## SET PROBLEM
Below are some records. Say how many of their lines contain the string "index", and give nothing but the number.

▬▬▬

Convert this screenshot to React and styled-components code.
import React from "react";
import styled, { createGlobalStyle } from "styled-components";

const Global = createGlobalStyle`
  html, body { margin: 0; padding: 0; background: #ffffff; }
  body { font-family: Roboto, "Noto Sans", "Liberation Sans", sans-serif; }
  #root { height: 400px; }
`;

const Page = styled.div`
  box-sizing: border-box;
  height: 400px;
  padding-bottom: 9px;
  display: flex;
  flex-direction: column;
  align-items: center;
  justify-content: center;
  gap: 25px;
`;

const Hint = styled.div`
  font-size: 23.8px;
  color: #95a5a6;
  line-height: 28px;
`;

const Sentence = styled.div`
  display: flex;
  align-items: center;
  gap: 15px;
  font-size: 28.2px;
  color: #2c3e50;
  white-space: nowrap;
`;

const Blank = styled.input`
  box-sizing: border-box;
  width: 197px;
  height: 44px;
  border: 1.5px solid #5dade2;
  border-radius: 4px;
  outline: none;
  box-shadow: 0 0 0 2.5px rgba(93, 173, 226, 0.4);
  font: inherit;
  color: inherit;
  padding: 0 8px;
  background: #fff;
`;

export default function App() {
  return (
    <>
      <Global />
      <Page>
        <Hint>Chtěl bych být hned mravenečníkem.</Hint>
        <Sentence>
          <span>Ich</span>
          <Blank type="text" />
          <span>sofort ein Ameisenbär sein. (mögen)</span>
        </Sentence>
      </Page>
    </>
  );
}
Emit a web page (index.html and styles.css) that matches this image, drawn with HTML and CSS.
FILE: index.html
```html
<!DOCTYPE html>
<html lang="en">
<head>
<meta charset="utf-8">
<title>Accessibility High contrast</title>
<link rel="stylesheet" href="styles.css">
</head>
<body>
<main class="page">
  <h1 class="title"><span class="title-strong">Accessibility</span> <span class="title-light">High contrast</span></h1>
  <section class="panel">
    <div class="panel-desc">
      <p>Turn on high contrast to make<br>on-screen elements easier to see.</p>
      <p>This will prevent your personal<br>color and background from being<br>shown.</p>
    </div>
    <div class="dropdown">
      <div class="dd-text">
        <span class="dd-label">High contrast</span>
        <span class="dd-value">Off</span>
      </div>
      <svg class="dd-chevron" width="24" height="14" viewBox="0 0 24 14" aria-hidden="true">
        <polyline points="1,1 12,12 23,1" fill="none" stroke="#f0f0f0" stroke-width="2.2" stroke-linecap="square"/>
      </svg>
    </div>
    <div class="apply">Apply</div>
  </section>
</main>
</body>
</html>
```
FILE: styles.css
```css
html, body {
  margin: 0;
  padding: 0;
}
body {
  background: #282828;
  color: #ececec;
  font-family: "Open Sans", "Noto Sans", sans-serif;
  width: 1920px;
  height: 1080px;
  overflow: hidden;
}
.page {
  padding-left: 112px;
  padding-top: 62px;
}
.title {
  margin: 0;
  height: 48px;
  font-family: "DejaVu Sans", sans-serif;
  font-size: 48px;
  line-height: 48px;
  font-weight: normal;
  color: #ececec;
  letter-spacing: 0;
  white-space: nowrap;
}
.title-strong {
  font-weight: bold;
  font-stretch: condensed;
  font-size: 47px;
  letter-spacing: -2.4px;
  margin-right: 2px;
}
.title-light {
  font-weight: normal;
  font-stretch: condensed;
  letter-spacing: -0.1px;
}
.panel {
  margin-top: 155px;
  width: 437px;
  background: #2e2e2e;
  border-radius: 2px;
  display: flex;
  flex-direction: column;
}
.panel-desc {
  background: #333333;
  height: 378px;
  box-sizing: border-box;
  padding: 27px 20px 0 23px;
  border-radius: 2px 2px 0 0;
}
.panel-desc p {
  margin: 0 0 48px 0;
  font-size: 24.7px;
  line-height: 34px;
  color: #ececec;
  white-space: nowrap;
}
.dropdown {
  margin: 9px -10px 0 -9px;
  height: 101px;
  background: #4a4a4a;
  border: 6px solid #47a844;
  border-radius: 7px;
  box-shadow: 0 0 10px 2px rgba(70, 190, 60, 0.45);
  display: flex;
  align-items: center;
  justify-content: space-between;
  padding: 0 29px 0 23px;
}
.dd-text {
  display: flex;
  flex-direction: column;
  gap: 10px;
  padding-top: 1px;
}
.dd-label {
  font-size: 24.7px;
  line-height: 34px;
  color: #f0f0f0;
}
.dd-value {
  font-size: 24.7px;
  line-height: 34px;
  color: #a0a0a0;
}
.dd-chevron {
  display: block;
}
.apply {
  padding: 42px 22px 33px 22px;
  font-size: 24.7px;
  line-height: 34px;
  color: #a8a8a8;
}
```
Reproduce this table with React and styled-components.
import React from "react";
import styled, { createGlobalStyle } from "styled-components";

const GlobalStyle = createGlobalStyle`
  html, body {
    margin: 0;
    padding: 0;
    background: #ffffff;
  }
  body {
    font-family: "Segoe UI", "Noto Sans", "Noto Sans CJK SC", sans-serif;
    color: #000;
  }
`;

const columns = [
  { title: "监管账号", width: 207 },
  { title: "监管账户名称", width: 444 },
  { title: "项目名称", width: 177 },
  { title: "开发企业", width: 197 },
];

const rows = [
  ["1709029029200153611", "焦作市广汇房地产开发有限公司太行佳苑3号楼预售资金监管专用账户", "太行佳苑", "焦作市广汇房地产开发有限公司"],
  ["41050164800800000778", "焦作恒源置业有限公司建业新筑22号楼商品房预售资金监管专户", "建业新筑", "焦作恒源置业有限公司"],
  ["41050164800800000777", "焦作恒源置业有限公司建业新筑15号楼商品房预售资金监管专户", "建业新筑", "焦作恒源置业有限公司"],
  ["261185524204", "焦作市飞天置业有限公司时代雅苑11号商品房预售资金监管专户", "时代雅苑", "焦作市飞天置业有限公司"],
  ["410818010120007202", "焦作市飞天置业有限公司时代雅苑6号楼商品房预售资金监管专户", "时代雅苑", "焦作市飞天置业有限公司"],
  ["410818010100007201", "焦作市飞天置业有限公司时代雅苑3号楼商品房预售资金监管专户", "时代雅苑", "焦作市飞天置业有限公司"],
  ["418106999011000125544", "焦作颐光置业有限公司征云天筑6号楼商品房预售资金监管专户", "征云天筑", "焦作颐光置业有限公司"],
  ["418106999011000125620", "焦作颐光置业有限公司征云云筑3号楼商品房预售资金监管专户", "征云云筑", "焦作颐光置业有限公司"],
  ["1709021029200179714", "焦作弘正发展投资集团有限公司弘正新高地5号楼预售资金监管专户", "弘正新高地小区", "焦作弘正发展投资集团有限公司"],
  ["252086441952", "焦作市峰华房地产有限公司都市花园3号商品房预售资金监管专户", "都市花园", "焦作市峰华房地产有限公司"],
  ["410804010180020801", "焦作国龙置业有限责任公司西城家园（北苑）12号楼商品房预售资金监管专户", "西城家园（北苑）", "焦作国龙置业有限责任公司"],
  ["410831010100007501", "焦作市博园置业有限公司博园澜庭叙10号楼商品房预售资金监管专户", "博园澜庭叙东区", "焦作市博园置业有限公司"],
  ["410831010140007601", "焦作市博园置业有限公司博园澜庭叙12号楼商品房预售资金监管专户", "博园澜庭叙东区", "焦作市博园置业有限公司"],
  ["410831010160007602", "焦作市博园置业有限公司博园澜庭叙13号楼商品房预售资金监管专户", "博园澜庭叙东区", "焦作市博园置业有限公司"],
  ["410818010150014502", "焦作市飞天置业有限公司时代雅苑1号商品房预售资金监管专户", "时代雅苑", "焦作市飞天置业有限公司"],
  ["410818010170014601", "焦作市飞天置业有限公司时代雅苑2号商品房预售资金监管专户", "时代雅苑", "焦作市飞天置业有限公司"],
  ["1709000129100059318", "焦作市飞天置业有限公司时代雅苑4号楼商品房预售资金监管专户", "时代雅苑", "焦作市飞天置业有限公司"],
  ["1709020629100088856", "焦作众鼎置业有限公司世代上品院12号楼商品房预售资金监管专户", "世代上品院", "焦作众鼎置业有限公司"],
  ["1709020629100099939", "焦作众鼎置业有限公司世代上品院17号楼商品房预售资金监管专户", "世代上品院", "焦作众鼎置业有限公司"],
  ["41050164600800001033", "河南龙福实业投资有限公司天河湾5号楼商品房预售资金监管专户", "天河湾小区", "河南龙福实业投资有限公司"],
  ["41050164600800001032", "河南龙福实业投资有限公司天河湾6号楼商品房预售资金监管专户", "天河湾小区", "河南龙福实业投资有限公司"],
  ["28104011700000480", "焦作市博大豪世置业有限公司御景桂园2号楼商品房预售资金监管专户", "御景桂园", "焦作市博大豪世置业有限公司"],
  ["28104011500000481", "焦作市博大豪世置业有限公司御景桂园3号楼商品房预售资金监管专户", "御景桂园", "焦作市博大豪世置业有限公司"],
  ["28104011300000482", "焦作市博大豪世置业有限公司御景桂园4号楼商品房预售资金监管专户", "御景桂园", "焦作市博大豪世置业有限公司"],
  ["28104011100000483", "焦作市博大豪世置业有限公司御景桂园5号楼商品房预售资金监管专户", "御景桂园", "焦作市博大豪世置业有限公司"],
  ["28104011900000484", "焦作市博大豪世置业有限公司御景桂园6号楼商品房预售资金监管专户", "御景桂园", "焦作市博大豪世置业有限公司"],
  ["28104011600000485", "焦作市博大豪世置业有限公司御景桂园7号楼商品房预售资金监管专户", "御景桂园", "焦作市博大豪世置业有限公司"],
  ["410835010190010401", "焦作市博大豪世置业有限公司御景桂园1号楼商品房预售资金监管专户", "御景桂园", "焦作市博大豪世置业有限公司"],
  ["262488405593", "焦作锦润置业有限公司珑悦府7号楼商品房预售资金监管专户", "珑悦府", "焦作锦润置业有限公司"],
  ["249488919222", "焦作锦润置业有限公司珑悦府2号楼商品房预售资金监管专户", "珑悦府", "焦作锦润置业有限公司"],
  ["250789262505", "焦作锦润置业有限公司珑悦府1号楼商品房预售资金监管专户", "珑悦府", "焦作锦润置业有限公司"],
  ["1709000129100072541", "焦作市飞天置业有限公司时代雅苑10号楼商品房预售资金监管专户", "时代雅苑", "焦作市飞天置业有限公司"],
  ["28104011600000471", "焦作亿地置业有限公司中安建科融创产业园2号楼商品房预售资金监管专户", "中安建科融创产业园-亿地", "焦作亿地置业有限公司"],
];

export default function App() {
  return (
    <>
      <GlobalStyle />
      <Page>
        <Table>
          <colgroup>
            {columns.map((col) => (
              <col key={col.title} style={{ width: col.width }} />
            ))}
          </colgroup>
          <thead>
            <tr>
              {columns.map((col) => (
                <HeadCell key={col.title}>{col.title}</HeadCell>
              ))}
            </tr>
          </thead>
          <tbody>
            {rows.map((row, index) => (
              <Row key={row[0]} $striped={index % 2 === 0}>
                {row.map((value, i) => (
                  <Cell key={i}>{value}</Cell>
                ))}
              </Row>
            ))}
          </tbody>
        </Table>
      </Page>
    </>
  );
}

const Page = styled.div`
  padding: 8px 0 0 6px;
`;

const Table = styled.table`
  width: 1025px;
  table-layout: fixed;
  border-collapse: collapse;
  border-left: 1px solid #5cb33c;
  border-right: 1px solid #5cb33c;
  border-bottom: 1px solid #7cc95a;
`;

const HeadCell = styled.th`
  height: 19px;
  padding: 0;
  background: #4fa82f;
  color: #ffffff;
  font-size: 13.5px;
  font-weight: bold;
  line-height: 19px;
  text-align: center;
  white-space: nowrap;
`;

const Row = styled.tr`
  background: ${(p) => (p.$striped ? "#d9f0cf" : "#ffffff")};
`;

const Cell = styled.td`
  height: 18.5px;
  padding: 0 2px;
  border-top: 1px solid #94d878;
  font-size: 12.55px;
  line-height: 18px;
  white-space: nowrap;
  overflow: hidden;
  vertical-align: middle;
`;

▬▬▬

## RESULT FOR THIS TASK
4